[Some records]

------------------------------------------------

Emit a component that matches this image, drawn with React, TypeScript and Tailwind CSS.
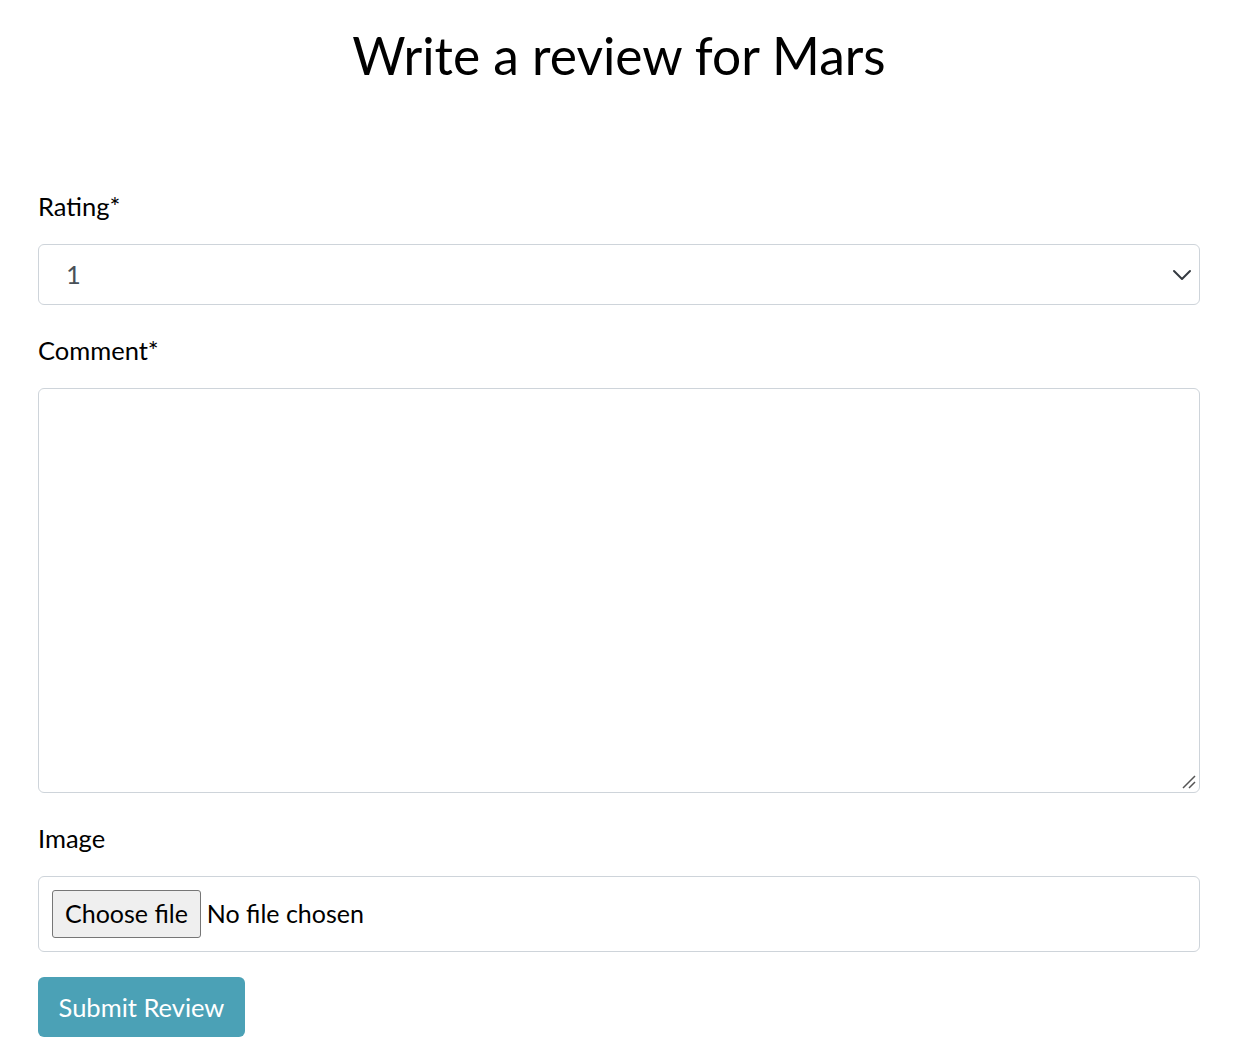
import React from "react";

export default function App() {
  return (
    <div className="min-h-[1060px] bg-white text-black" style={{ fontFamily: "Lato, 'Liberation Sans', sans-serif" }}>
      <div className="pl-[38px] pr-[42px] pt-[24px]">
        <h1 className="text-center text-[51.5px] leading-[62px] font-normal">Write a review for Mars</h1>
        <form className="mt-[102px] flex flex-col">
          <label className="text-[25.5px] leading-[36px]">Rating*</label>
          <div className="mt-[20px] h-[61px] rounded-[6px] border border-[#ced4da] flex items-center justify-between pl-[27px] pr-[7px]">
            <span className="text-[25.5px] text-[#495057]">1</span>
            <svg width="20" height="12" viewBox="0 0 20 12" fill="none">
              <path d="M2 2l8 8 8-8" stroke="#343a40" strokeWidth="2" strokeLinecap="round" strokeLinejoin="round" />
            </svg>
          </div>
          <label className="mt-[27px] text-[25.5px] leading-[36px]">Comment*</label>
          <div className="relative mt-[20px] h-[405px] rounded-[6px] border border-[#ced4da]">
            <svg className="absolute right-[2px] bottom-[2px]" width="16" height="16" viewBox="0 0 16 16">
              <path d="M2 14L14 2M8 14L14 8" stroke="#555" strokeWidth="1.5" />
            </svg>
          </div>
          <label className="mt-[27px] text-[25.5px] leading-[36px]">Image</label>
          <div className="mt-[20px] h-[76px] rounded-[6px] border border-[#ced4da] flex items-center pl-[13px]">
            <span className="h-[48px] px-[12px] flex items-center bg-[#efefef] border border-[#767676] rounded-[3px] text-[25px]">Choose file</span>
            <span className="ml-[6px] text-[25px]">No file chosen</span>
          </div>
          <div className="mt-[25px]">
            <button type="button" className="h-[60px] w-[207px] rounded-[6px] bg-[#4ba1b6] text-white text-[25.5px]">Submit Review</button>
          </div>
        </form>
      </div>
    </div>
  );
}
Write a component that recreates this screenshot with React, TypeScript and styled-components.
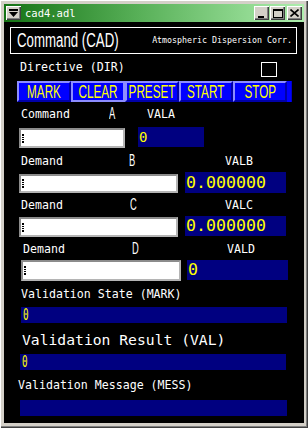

------------------------------------------------

Written instruction: Skip every picture and return the lines above from the top through the one that contains "import React from".

Finished task:
Emit a component that matches this image, drawn with React, TypeScript and Tailwind CSS.
import React from "react";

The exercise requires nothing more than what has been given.